Are books set to go the way of vinyl, cassettes, videos and cameras using film?
I first asked this question here in June 2006.
But things move fast in the digital age and the technology has advanced still further this week with the launch in the US of the Kindle.
There are of course major environmental costs associated with the every stage of the production of Real Books - from the conversion of trees to paper through the printing process, distribution, storage ...
So should we welcome this new development?
There can be no doubt it would make environmental sense.
And at $399 for the reader, books costing a mere $9.99 and 200 books stored on each device (with add-on memory available) it makes financial sense too.
Of course it would be a major blow for booksellers, especially the poor beleaguered indies ... and as for libraries ...
But on the other hand, there's a possibility that lowering the costs of production could reduce the risks for publishers and lead to more books being published.

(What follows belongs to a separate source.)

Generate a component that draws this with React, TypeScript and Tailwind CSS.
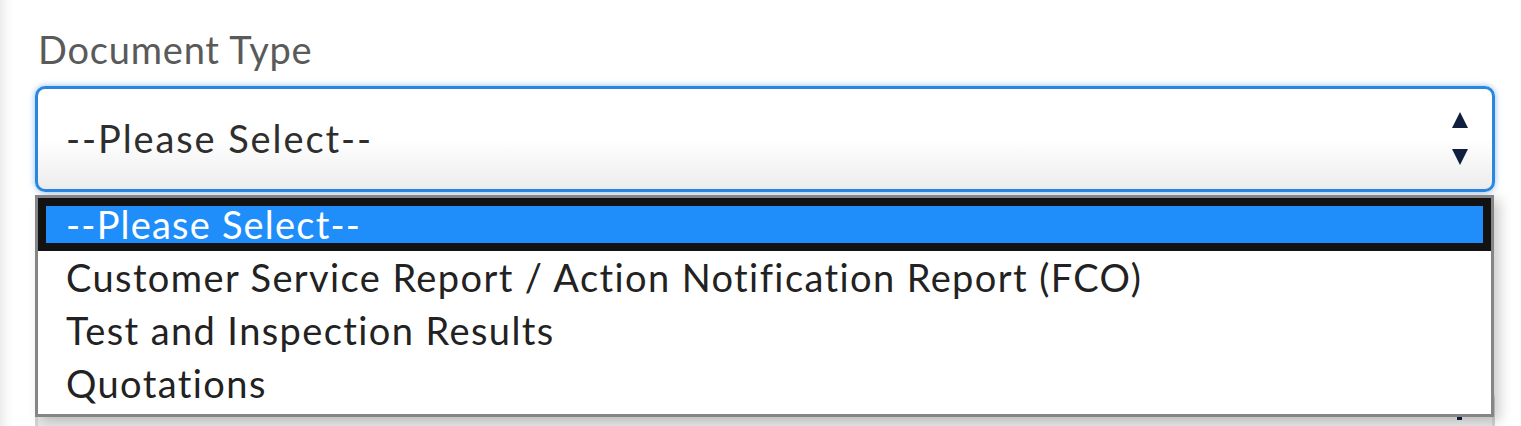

So you could argue that authors would potentially benefit, especially those writing fiction (so-called 'coffee table' books would presumably still be in demand in their current format).
But ... but ... could the Kindle ever be a substitute for holding a Real Book in your hands?
Stroking the cover ...
Sniffing the pages ...
So, this is my conclusion:
As an environmentalist I say, yes - this is a logical and ecologically sound way to go.
As an author I say I hope it increases the chances for writers to have their work published.
But as a lover of books I say ... well, call me a dinosaur, but if Real Books faced extinction I for one would be weeping and wailing and gnashing my teeth.
Please tell me I'm not the only one caught up in this contradiction.